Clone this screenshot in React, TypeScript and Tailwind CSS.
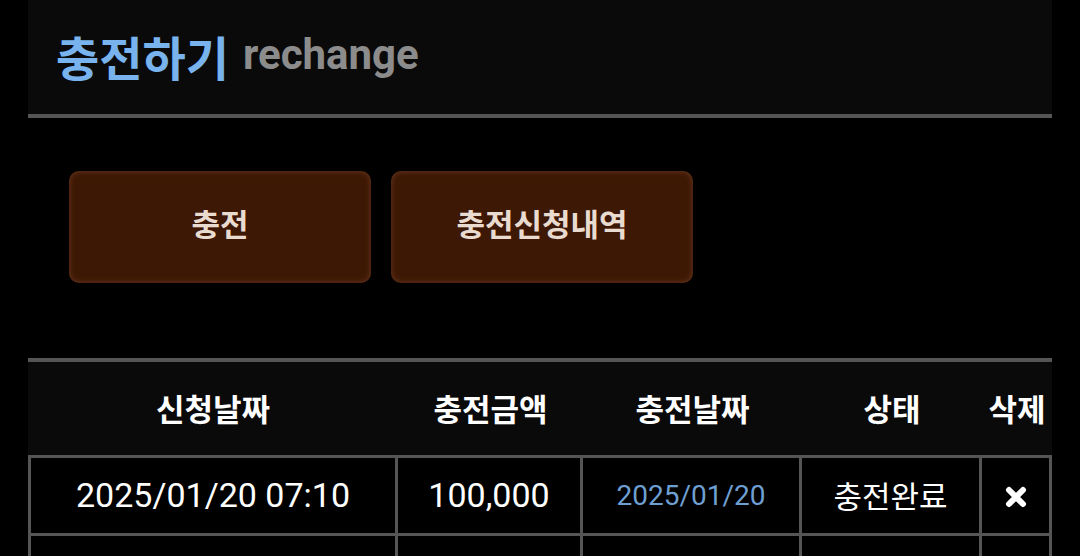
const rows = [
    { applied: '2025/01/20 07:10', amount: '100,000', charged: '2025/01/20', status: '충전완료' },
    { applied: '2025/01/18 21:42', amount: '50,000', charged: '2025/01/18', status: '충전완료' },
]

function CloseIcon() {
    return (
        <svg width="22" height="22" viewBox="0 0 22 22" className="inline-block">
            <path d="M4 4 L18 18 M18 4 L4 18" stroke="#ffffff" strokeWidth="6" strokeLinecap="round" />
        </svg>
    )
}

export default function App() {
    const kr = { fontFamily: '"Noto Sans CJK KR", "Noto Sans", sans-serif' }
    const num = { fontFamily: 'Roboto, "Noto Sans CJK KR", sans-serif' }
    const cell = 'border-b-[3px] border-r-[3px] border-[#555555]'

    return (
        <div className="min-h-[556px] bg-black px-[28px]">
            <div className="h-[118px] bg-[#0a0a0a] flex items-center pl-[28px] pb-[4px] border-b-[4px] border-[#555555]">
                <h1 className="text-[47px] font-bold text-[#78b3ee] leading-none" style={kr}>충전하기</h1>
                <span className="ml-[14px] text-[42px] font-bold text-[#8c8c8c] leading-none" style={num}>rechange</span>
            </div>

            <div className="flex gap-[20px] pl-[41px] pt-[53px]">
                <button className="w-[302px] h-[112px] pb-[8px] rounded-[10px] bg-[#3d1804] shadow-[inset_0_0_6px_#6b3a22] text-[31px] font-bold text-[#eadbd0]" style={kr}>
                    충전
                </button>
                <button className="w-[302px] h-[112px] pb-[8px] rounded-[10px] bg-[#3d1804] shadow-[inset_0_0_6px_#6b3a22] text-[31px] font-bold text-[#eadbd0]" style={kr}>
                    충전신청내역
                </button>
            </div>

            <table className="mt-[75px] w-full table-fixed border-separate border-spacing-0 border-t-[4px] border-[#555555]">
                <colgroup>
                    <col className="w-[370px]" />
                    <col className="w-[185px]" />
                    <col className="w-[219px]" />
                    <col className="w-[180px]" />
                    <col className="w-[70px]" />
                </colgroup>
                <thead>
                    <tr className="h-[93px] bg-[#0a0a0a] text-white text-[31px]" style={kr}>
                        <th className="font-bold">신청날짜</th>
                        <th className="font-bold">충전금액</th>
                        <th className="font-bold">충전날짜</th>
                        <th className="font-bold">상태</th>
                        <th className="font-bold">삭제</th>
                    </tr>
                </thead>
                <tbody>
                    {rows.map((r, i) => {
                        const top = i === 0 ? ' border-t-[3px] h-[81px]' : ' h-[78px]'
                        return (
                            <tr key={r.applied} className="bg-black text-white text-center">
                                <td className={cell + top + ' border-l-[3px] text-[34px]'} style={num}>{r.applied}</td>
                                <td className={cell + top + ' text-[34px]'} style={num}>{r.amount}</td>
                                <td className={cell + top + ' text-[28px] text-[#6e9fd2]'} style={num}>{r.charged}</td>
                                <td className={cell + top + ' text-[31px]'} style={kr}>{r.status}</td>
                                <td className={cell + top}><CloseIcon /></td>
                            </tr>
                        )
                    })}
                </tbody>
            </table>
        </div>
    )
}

...

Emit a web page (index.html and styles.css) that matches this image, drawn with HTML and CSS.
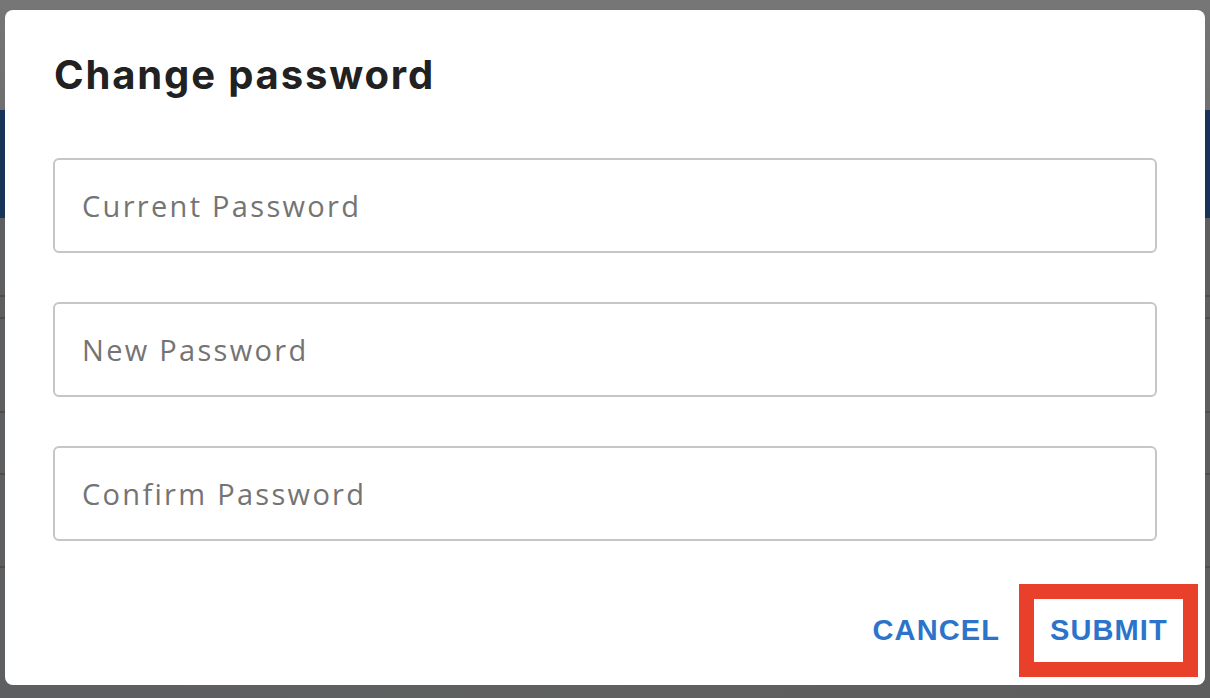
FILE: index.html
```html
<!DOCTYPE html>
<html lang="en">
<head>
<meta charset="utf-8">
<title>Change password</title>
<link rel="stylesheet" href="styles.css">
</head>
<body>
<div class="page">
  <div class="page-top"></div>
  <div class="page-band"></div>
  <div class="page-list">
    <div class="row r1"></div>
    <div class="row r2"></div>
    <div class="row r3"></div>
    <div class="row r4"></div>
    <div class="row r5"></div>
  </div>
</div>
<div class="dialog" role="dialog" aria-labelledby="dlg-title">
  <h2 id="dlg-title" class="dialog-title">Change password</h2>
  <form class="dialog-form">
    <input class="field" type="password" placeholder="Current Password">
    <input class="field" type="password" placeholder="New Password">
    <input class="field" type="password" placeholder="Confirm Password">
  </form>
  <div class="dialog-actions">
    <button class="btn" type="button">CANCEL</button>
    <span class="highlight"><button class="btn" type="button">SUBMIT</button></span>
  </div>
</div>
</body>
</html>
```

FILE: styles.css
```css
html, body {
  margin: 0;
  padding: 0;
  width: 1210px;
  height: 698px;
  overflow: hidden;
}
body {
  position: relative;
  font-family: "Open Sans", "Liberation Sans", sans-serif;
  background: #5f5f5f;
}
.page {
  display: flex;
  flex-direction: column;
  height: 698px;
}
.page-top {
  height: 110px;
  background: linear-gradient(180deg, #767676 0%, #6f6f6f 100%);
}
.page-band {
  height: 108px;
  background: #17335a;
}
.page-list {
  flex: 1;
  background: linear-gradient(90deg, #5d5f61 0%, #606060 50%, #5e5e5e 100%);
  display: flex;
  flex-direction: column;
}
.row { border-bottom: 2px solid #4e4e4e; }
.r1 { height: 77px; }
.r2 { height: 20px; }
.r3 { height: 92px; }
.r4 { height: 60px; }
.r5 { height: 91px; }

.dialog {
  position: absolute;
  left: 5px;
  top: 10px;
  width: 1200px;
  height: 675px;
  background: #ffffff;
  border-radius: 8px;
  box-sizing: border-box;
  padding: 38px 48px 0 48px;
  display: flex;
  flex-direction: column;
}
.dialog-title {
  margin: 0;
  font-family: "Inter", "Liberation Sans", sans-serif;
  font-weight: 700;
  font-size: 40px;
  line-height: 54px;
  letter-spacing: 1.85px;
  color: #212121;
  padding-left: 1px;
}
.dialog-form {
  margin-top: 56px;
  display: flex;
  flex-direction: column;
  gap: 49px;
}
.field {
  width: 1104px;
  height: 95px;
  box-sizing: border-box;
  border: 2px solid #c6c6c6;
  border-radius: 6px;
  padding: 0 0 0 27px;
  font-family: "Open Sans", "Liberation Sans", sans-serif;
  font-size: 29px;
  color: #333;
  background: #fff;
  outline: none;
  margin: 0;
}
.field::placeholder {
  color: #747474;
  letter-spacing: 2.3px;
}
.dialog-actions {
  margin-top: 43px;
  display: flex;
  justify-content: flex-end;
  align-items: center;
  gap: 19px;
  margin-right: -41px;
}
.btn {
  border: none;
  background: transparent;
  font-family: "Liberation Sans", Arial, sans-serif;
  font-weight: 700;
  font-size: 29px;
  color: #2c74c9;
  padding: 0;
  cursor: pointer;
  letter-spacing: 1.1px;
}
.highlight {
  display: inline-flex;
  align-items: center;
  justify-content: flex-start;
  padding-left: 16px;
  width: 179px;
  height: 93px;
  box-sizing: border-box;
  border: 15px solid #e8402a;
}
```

— Challenge —
Give again, word for word, the lines from the one that contains "Clone this screenshot" to the one that contains "const cell = 'border-b-[3px]", both included. Omit the pictures.

— Problem solution —
Clone this screenshot in React, TypeScript and Tailwind CSS.
const rows = [
    { applied: '2025/01/20 07:10', amount: '100,000', charged: '2025/01/20', status: '충전완료' },
    { applied: '2025/01/18 21:42', amount: '50,000', charged: '2025/01/18', status: '충전완료' },
]

function CloseIcon() {
    return (
        <svg width="22" height="22" viewBox="0 0 22 22" className="inline-block">
            <path d="M4 4 L18 18 M18 4 L4 18" stroke="#ffffff" strokeWidth="6" strokeLinecap="round" />
        </svg>
    )
}

export default function App() {
    const kr = { fontFamily: '"Noto Sans CJK KR", "Noto Sans", sans-serif' }
    const num = { fontFamily: 'Roboto, "Noto Sans CJK KR", sans-serif' }
    const cell = 'border-b-[3px] border-r-[3px] border-[#555555]'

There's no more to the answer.